### [RECORDED DATA]
□ □ □ □ □
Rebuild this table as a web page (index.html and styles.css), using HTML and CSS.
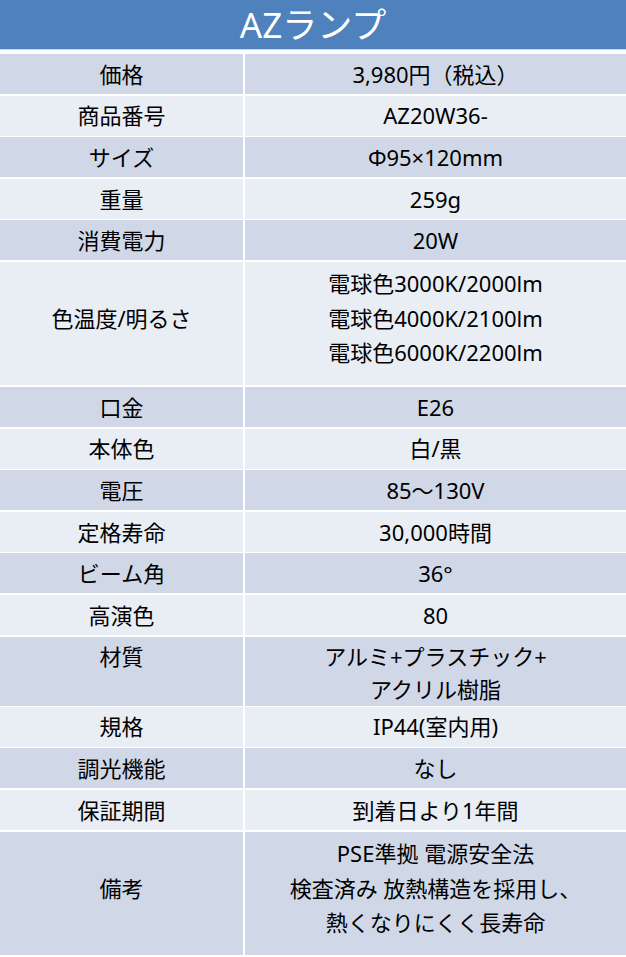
FILE: index.html
```html
<!DOCTYPE html>
<html lang="ja">
<head>
<meta charset="utf-8">
<title>AZランプ</title>
<link rel="stylesheet" href="styles.css">
</head>
<body>
<div class="sheet">
  <div class="title">AZランプ</div>
  <div class="spec">
    <div class="row dark"><div class="cell">価格</div><div class="cell">3,980円（税込）</div></div>
    <div class="row light"><div class="cell">商品番号</div><div class="cell">AZ20W36-</div></div>
    <div class="row dark"><div class="cell">サイズ</div><div class="cell">Φ95×120mm</div></div>
    <div class="row light"><div class="cell">重量</div><div class="cell">259g</div></div>
    <div class="row dark"><div class="cell">消費電力</div><div class="cell">20W</div></div>
    <div class="row light tall3"><div class="cell">色温度/明るさ</div><div class="cell">電球色3000K/2000lm<br>電球色4000K/2100lm<br>電球色6000K/2200lm</div></div>
    <div class="row dark"><div class="cell">口金</div><div class="cell">E26</div></div>
    <div class="row light"><div class="cell">本体色</div><div class="cell">白/黒</div></div>
    <div class="row dark"><div class="cell">電圧</div><div class="cell">85～130V</div></div>
    <div class="row light"><div class="cell">定格寿命</div><div class="cell">30,000時間</div></div>
    <div class="row dark"><div class="cell">ビーム角</div><div class="cell">36°</div></div>
    <div class="row light"><div class="cell">高演色</div><div class="cell">80</div></div>
    <div class="row dark tall2"><div class="cell top">材質</div><div class="cell top">アルミ+プラスチック+<br>アクリル樹脂</div></div>
    <div class="row light"><div class="cell">規格</div><div class="cell">IP44(室内用)</div></div>
    <div class="row dark"><div class="cell">調光機能</div><div class="cell">なし</div></div>
    <div class="row light"><div class="cell">保証期間</div><div class="cell">到着日より1年間</div></div>
    <div class="row dark tall3"><div class="cell">備考</div><div class="cell">PSE準拠 電源安全法<br>検査済み 放熱構造を採用し、<br>熱くなりにくく長寿命</div></div>
  </div>
</div>
</body>
</html>
```
FILE: styles.css
```css
html, body {
  margin: 0;
  padding: 0;
  background: #ffffff;
}
.sheet {
  width: 626px;
  height: 957px;
  overflow: hidden;
  font-family: "Noto Sans", "Noto Sans CJK JP", sans-serif;
  color: #000;
}
.title {
  height: 49px;
  background: #4f81bd;
  color: #fff;
  font-size: 35px;
  line-height: 49px;
  text-align: center;
  border-bottom: 1px solid #c9d7ea;
}
.spec {
  margin-top: 4px;
  display: flex;
  flex-direction: column;
  gap: 1.6px;
}
.row {
  display: grid;
  grid-template-columns: 243px 1fr;
  column-gap: 2px;
  height: 40px;
  background: #fff;
}
.row.tall3 { height: 123.5px; }
.row.tall2 { height: 68.5px; }
.cell {
  display: flex;
  align-items: center;
  justify-content: center;
  text-align: center;
  font-size: 22px;
  line-height: 34.5px;
}
.tall3 .cell { padding-bottom: 11px; }
.dark .cell { background: #d0d8e8; }
.light .cell { background: #e9edf4; }
.cell.top { align-items: flex-start; line-height: 33px; padding-top: 3px; }
```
□ □ □ □ □
### [WHAT YOU ARE ASKED TO DO]
Write the full listing out again with every line unchanged, but include no pictures.

### [OUTPUT]
Rebuild this table as a web page (index.html and styles.css), using HTML and CSS.
FILE: index.html
```html
<!DOCTYPE html>
<html lang="ja">
<head>
<meta charset="utf-8">
<title>AZランプ</title>
<link rel="stylesheet" href="styles.css">
</head>
<body>
<div class="sheet">
  <div class="title">AZランプ</div>
  <div class="spec">
    <div class="row dark"><div class="cell">価格</div><div class="cell">3,980円（税込）</div></div>
    <div class="row light"><div class="cell">商品番号</div><div class="cell">AZ20W36-</div></div>
    <div class="row dark"><div class="cell">サイズ</div><div class="cell">Φ95×120mm</div></div>
    <div class="row light"><div class="cell">重量</div><div class="cell">259g</div></div>
    <div class="row dark"><div class="cell">消費電力</div><div class="cell">20W</div></div>
    <div class="row light tall3"><div class="cell">色温度/明るさ</div><div class="cell">電球色3000K/2000lm<br>電球色4000K/2100lm<br>電球色6000K/2200lm</div></div>
    <div class="row dark"><div class="cell">口金</div><div class="cell">E26</div></div>
    <div class="row light"><div class="cell">本体色</div><div class="cell">白/黒</div></div>
    <div class="row dark"><div class="cell">電圧</div><div class="cell">85～130V</div></div>
    <div class="row light"><div class="cell">定格寿命</div><div class="cell">30,000時間</div></div>
    <div class="row dark"><div class="cell">ビーム角</div><div class="cell">36°</div></div>
    <div class="row light"><div class="cell">高演色</div><div class="cell">80</div></div>
    <div class="row dark tall2"><div class="cell top">材質</div><div class="cell top">アルミ+プラスチック+<br>アクリル樹脂</div></div>
    <div class="row light"><div class="cell">規格</div><div class="cell">IP44(室内用)</div></div>
    <div class="row dark"><div class="cell">調光機能</div><div class="cell">なし</div></div>
    <div class="row light"><div class="cell">保証期間</div><div class="cell">到着日より1年間</div></div>
    <div class="row dark tall3"><div class="cell">備考</div><div class="cell">PSE準拠 電源安全法<br>検査済み 放熱構造を採用し、<br>熱くなりにくく長寿命</div></div>
  </div>
</div>
</body>
</html>
```
FILE: styles.css
```css
html, body {
  margin: 0;
  padding: 0;
  background: #ffffff;
}
.sheet {
  width: 626px;
  height: 957px;
  overflow: hidden;
  font-family: "Noto Sans", "Noto Sans CJK JP", sans-serif;
  color: #000;
}
.title {
  height: 49px;
  background: #4f81bd;
  color: #fff;
  font-size: 35px;
  line-height: 49px;
  text-align: center;
  border-bottom: 1px solid #c9d7ea;
}
.spec {
  margin-top: 4px;
  display: flex;
  flex-direction: column;
  gap: 1.6px;
}
.row {
  display: grid;
  grid-template-columns: 243px 1fr;
  column-gap: 2px;
  height: 40px;
  background: #fff;
}
.row.tall3 { height: 123.5px; }
.row.tall2 { height: 68.5px; }
.cell {
  display: flex;
  align-items: center;
  justify-content: center;
  text-align: center;
  font-size: 22px;
  line-height: 34.5px;
}
.tall3 .cell { padding-bottom: 11px; }
.dark .cell { background: #d0d8e8; }
.light .cell { background: #e9edf4; }
.cell.top { align-items: flex-start; line-height: 33px; padding-top: 3px; }
```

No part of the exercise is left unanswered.